メンタル面を等閑視するのは、若いんだなあと思いますが。
時短は、そういう問題ではなく、イニングの入れ替わりのスピードアップでも可能です。
しかし、3時間が長いとすれば、何時間なのでしょう。
うーん、その言葉ってこのサイトで我々が憂いている野球エリートの未経験者に対する態度に似ているなあ…
正直競技者だけでなく観戦者もまるでエリートプレーヤーのごとく野球とはこういうものだ、で思考停止する、シロウトを寄せ付けないそんな野球界の傾向あるのでは。
私も小手先のルール変更にそんなに効果あるとも思いません。ただどうも球界には本来ただの慣習だった事がルールの様になり誰も疑問持たず行っている事が多いような。例えば皆野球は間合いだと言いますが、昔の中日阪急にいた松本の様に相手のリズム外すようにポンポン投げる手もあるわけです。ファンサービスだけでなく戦略としてももっと色んな可能性試しても良かろうに、皆打者がノロノロ打席で手袋やら足場やら直すのを当たり前のように享受している。
ここら辺が他の競技のファンからは甘いスポーツと思われてる部分あるだろうし、手持ち無沙汰感が過剰な応援や演出呼ぶのかと。単に世の中の感動主義や商業主義だけが原因とは思いません。
この後のブラック部活の記事の中でも桑田さんがおっしゃってるではありませんか、人間の集中出来る時間には限りがあると。
野球なんて知らなくていいんですよ。ライト層を重視しないと少し前のプロレス界のように冬の時代に突入するでしょう。
ライト層を重視することと、迎合することは一緒にならないでしょう。
時間短縮は大事ですが、そのために改正すべきことはもっと吟味すべきだということです。
日米ともに野球の視聴層の高齢化、子供の野球離れを考えると、サッカーやバスケットボールのように、もっと走り回るような運動量の多いスポーツに転換したほうが生き残るかもしれないです。

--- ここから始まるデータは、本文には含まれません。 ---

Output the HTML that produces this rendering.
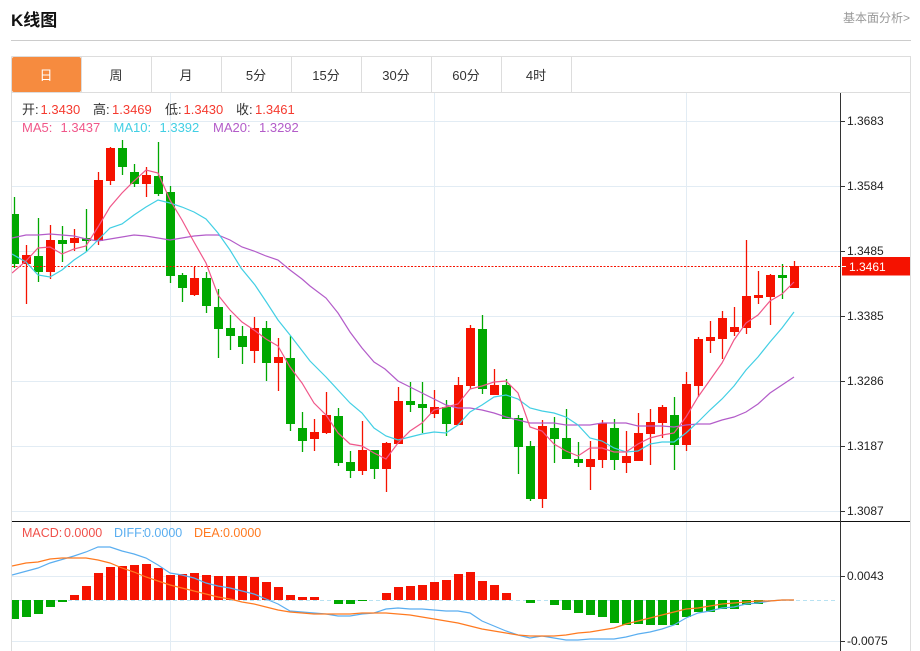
<!DOCTYPE html>
<html><head><meta charset="utf-8"><title>K线图</title>
<style>
html,body{margin:0;padding:0;background:#fff;width:920px;height:651px;overflow:hidden}
svg{display:block;position:absolute;left:0;top:0}
text{font-family:"Liberation Sans","Noto Sans CJK SC",sans-serif}
</style></head><body>
<svg width="920" height="651" viewBox="0 0 920 651" xmlns="http://www.w3.org/2000/svg">
<defs><clipPath id="c"><rect x="12" y="93" width="828" height="558"/></clipPath></defs>
<text x="11" y="26" font-size="17" font-weight="700" fill="#111">K线图</text>
<text x="843" y="22" font-size="12" fill="#999">基本面分析&gt;</text>
<path d="M11 40.5H911" stroke="#ccc" fill="none"/>
<path d="M11.5 56.5H910.5V651M11.5 56.5V651M12 92.5H910" stroke="#ddd" fill="none"/>
<rect x="12" y="57" width="69" height="35" rx="2" fill="#f68b3f"/>
<path d="M81.5 57V92M151.5 57V92M221.5 57V92M291.5 57V92M361.5 57V92M431.5 57V92M501.5 57V92M571.5 57V92" stroke="#ddd" fill="none"/>
<g font-size="13" fill="#333" text-anchor="middle">
<text x="46" y="80" fill="#fff">日</text><text x="116" y="80">周</text><text x="186" y="80">月</text><text x="256" y="80">5分</text><text x="326" y="80">15分</text><text x="396" y="80">30分</text><text x="466" y="80">60分</text><text x="536" y="80">4时</text>
</g>
<path d="M12 121.5H840M12 186.5H840M12 251.5H840M12 316.5H840M12 381.5H840M12 446.5H840M12 511.5H840M12 576.5H840M12 641.5H840M170.5 93V651M434.5 93V651M686.5 93V651" stroke="#e2ecf4" fill="none"/>
<g clip-path="url(#c)">
<path fill="none" stroke="#00a800" stroke-width="1.3" d="M14.5 197V268M38.5 218V282M62.5 226V262M86.5 209V252M122.5 140V175M134.5 164V187M158.5 142V196M170.5 186V283M182.5 273V302M206.5 272V313M218.5 289V358M230.5 315V350M242.5 326V364M266.5 321V381M290.5 336V431M302.5 412V452M338.5 408V466M350.5 451V478M374.5 450V479M410.5 382V412M422.5 382V433M446.5 400V436M482.5 315V394M506.5 379V419M518.5 415V474M530.5 441V501M554.5 417V463M566.5 409V459M578.5 442V467M614.5 419V470M674.5 397V470M782.5 264V299"/>
<path fill="#00a800" d="M10 214h9V264h-9zM34 256h9V272h-9zM58 240h9V244h-9zM82 238h9V241h-9zM118 148h9V167h-9zM130 172h9V184h-9zM154 176h9V194h-9zM166 192h9V276h-9zM178 275h9V288h-9zM202 278h9V306h-9zM214 307h9V329h-9zM226 328h9V336h-9zM238 336h9V347h-9zM262 328h9V363h-9zM286 358h9V424h-9zM298 428h9V441h-9zM334 416h9V463h-9zM346 462h9V471h-9zM370 450h9V469h-9zM406 401h9V405h-9zM418 404h9V408h-9zM442 407h9V424h-9zM478 329h9V389h-9zM502 385h9V419h-9zM514 418h9V447h-9zM526 446h9V499h-9zM550 428h9V439h-9zM562 438h9V459h-9zM574 459h9V463h-9zM610 428h9V460h-9zM670 415h9V445h-9zM778 275h9V278h-9z"/>
<path fill="none" stroke="#f51200" stroke-width="1.3" d="M26.5 245V304M50.5 225V279M74.5 229V251M98.5 172V245M110.5 147V185M146.5 167V197M194.5 267V296M254.5 317V363M278.5 338V391M314.5 419V451M326.5 392V434M362.5 421V475M386.5 442V492M398.5 387V444M434.5 390V418M458.5 377V425M470.5 325V389M494.5 369V395M542.5 420V508M590.5 441V490M602.5 420V468M626.5 431V473M638.5 413V461M650.5 409V465M662.5 405V438M686.5 372V451M698.5 337V397M710.5 321V353M722.5 311V359M734.5 307V336M746.5 240V334M758.5 271V304M770.5 274V325M794.5 261V288"/>
<path fill="#f51200" d="M22 255h9V264h-9zM46 240h9V272h-9zM70 238h9V243h-9zM94 180h9V241h-9zM106 148h9V181h-9zM142 175h9V184h-9zM190 278h9V295h-9zM250 328h9V351h-9zM274 357h9V363h-9zM310 432h9V439h-9zM322 415h9V433h-9zM358 450h9V471h-9zM382 443h9V469h-9zM394 401h9V444h-9zM430 407h9V414h-9zM454 385h9V425h-9zM466 328h9V386h-9zM490 385h9V395h-9zM538 426h9V499h-9zM586 459h9V467h-9zM598 423h9V460h-9zM622 456h9V463h-9zM634 433h9V461h-9zM646 422h9V434h-9zM658 407h9V423h-9zM682 384h9V445h-9zM694 339h9V386h-9zM706 337h9V341h-9zM718 318h9V339h-9zM730 327h9V332h-9zM742 296h9V328h-9zM754 295h9V298h-9zM766 275h9V297h-9zM790 266h9V288h-9z"/>
<path d="M12 266.5H840" stroke="#f51200" stroke-dasharray="2 1.5" fill="none"/>
<polyline fill="none" stroke="#b35cc9" stroke-width="1.2" points="12,238 26,235 38,235 50,234 62,235 74,236 86,239 98,241 110,239 122,237 134,235 146,236 158,238 170,240 182,238 194,236 206,235 218,235 230,240 242,247 254,251 266,256 278,260 290,270 302,279 310,286 326,298 338,313 350,332 362,348 374,362 385,369 398,381 410,387 422,393 434,399 446,405 458,408 470,408 482,410 494,413 506,417 518,420 530,423 542,423 554,423 566,425 578,425 590,425 602,423 614,423 626,423 638,426 650,426 662,426 674,427 686,425 698,424 710,424 722,420 734,417 746,412 758,404 770,393 782,385 794,377"/>
<polyline fill="none" stroke="#42cfe4" stroke-width="1.2" points="12,254 26,262 38,275 50,277 62,270 74,260 86,252 98,240 110,228 122,224 134,215 146,207 158,200 170,203 182,207 194,212 206,219 218,233 230,250 241,268 255,285 267,303 278,320 290,335 310,361 326,377 338,390 350,403 362,413 374,428 386,436 398,440 410,437 422,434 434,432 446,433 458,425 470,412 482,405 494,397 506,395 518,399 530,408 542,411 554,413 566,417 578,425 590,438 602,441 614,448 626,452 638,451 650,444 662,442 674,442 686,433 698,422 710,410 722,399 734,386 746,370 758,357 770,342 782,328 794,312"/>
<polyline fill="none" stroke="#f0578a" stroke-width="1.2" points="12,273 26,261 38,248 50,247 62,254 74,249 86,246 98,227 110,207 122,193 134,181 146,170 158,173 170,200 182,220 194,242 206,263 218,295 230,310 242,322 254,330 266,339 278,346 290,367 302,383 314,403 326,415 338,433 350,444 362,446 374,453 386,459 398,443 410,431 422,423 434,410 446,407 458,404 470,389 482,386 494,382 506,381 518,393 530,427 542,431 554,444 566,451 578,456 590,448 602,448 614,452 626,452 638,444 650,438 662,435 674,433 686,417 698,397 710,380 722,363 734,340 746,323 758,315 770,301 782,294 794,282"/>
<path d="M12 600.5H838" stroke="#b8e2f2" stroke-dasharray="4 3" fill="none"/>
<path fill="#00a800" d="M10 600h9V619h-9zM22 600h9V617h-9zM34 600h9V614h-9zM46 600h9V607h-9zM58 600h9V602h-9zM334 600h9V604h-9zM346 600h9V604h-9zM358 600h9V601h-9zM526 600h9V603h-9zM550 600h9V605h-9zM562 600h9V610h-9zM574 600h9V613h-9zM586 600h9V615h-9zM598 600h9V617h-9zM610 600h9V623h-9zM622 600h9V625h-9zM634 600h9V624h-9zM646 600h9V625h-9zM658 600h9V625h-9zM670 600h9V625h-9zM682 600h9V617h-9zM694 600h9V612h-9zM706 600h9V612h-9zM718 600h9V609h-9zM730 600h9V609h-9zM742 600h9V605h-9zM754 600h9V604h-9z"/>
<path fill="#f51200" d="M70 595h9V600h-9zM82 586h9V600h-9zM94 573h9V600h-9zM106 567h9V600h-9zM118 566h9V600h-9zM130 565h9V600h-9zM142 564h9V600h-9zM154 568h9V600h-9zM166 575h9V600h-9zM178 574h9V600h-9zM190 573h9V600h-9zM202 575h9V600h-9zM214 576h9V600h-9zM226 576h9V600h-9zM238 576h9V600h-9zM250 577h9V600h-9zM262 582h9V600h-9zM274 587h9V600h-9zM286 595h9V600h-9zM298 597h9V600h-9zM310 597h9V600h-9zM382 593h9V600h-9zM394 587h9V600h-9zM406 586h9V600h-9zM418 585h9V600h-9zM430 582h9V600h-9zM442 580h9V600h-9zM454 574h9V600h-9zM466 572h9V600h-9zM478 581h9V600h-9zM490 585h9V600h-9zM502 593h9V600h-9z"/>
<polyline fill="none" stroke="#5aaef0" stroke-width="1.2" points="12,575 38,568 50,563 74,556 86,552 98,547 110,547 122,551 134,554 146,558 158,565 170,573 182,575 194,578 206,583 218,586 230,588 242,591 254,594 266,599 278,604 290,611 302,612 314,613 326,614 338,616 350,616 362,614 374,613 386,609 398,608 410,609 422,609 434,610 446,611 458,611 470,613 482,621 494,626 506,631 518,635 530,638 542,636 554,638 566,640 578,640 590,639 602,639 614,639 626,637 638,634 650,632 662,629 674,625 686,618 698,613 710,611 722,608 734,607 746,604 758,603 770,601 782,600 794,600"/>
<polyline fill="none" stroke="#ff7a20" stroke-width="1.2" points="12,566 26,563 38,562 50,559 62,558 74,558 86,558 98,560 110,563 122,568 134,572 146,577 158,581 170,585 182,588 194,591 206,594 218,597 230,599 242,602 254,604 266,607 278,610 290,612 302,613 314,614 326,614 338,614 350,614 362,613 374,613 386,613 398,614 410,615 422,617 434,619 446,621 458,623 470,626 482,629 494,631 506,633 518,635 530,636 542,636 554,636 566,635 578,633 590,632 602,630 614,628 626,624 638,621 650,618 662,615 674,612 686,609 698,608 710,606 722,604 734,603 746,602 758,601 770,601 782,600 794,600"/>
</g>
<path d="M12 521.5H910" stroke="#111" fill="none"/>
<path d="M840.5 93V651" stroke="#333" fill="none"/>
<path d="M841 121.5h4M841 186.5h4M841 251.5h4M841 316.5h4M841 381.5h4M841 446.5h4M841 511.5h4M841 576.5h4M841 641.5h4" stroke="#333" fill="none"/>
<g font-size="12" fill="#222">
<text x="847" y="125">1.3683</text><text x="847" y="190">1.3584</text><text x="847" y="255">1.3485</text><text x="847" y="320">1.3385</text><text x="847" y="385">1.3286</text><text x="847" y="450">1.3187</text><text x="847" y="515">1.3087</text><text x="847" y="580">0.0043</text><text x="847" y="645">-0.0075</text>
</g>
<rect x="842" y="257" width="68" height="18.5" fill="#f51200"/>
<path d="M842 266.5h4" stroke="#fff" fill="none"/>
<text x="849" y="271" font-size="12" fill="#fff">1.3461</text>
<g font-size="13">
<text x="22" y="114" fill="#333">开:</text><text x="40.5" y="114" fill="#f53a2f">1.3430</text>
<text x="93" y="114" fill="#333">高:</text><text x="112" y="114" fill="#f53a2f">1.3469</text>
<text x="165" y="114" fill="#333">低:</text><text x="183.5" y="114" fill="#f53a2f">1.3430</text>
<text x="236" y="114" fill="#333">收:</text><text x="255" y="114" fill="#f53a2f">1.3461</text>
<text x="22" y="132" fill="#f0578a">MA5:</text><text x="60.5" y="132" fill="#f0578a">1.3437</text>
<text x="113.5" y="132" fill="#42cfe4">MA10:</text><text x="159.5" y="132" fill="#42cfe4">1.3392</text>
<text x="213" y="132" fill="#b35cc9">MA20:</text><text x="259" y="132" fill="#b35cc9">1.3292</text>
</g>
<g font-size="12.5">
<text x="22" y="537" fill="#f0504a">MACD:</text><text x="64" y="537" fill="#f0504a">0.0000</text>
<text x="114" y="537" fill="#5aaef0">DIFF:</text><text x="144" y="537" fill="#5aaef0">0.0000</text>
<text x="194" y="537" fill="#ff7a20">DEA:</text><text x="223" y="537" fill="#ff7a20">0.0000</text>
</g>
</svg>
</body></html>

野球は世の中に必要不可欠な物ではないですから、「野球はこうだ」という旧弊を改めた方が良いでしょう。世界的に野球のマーケットが広がる気配はないのですから。
野球がその持ち味を殺してまで普及することに意味があるかどうか。あなたは今の野球がお嫌いなようだけど、ルールに大きな欠陥はないと思います。
この考えを一度取り除かないと、本当のルール改正もその為の議論もできませんよ。
「野球のルールには何か重大な欠陥があるのではないか?」と自分の見識を疑ってかかるくらいでないと、それでも古くから携わってきた人たち固定概念は簡単には壊せません。
だから手っ取り早い方法として外部の意見に耳を傾ける必要があるんです。
ちなみに個人的に思う野球のルールの重大な欠陥は2つ。
一つは守備側の得点の機会がない、つまり、カウンターの概念がないことです。
もう一つはルールが多過ぎなことです。
選手や審判が知らないルールがある、ルールを把握しないで試合をしているって変ですよ、それもプロの試合でも起こるとかあり得ないです。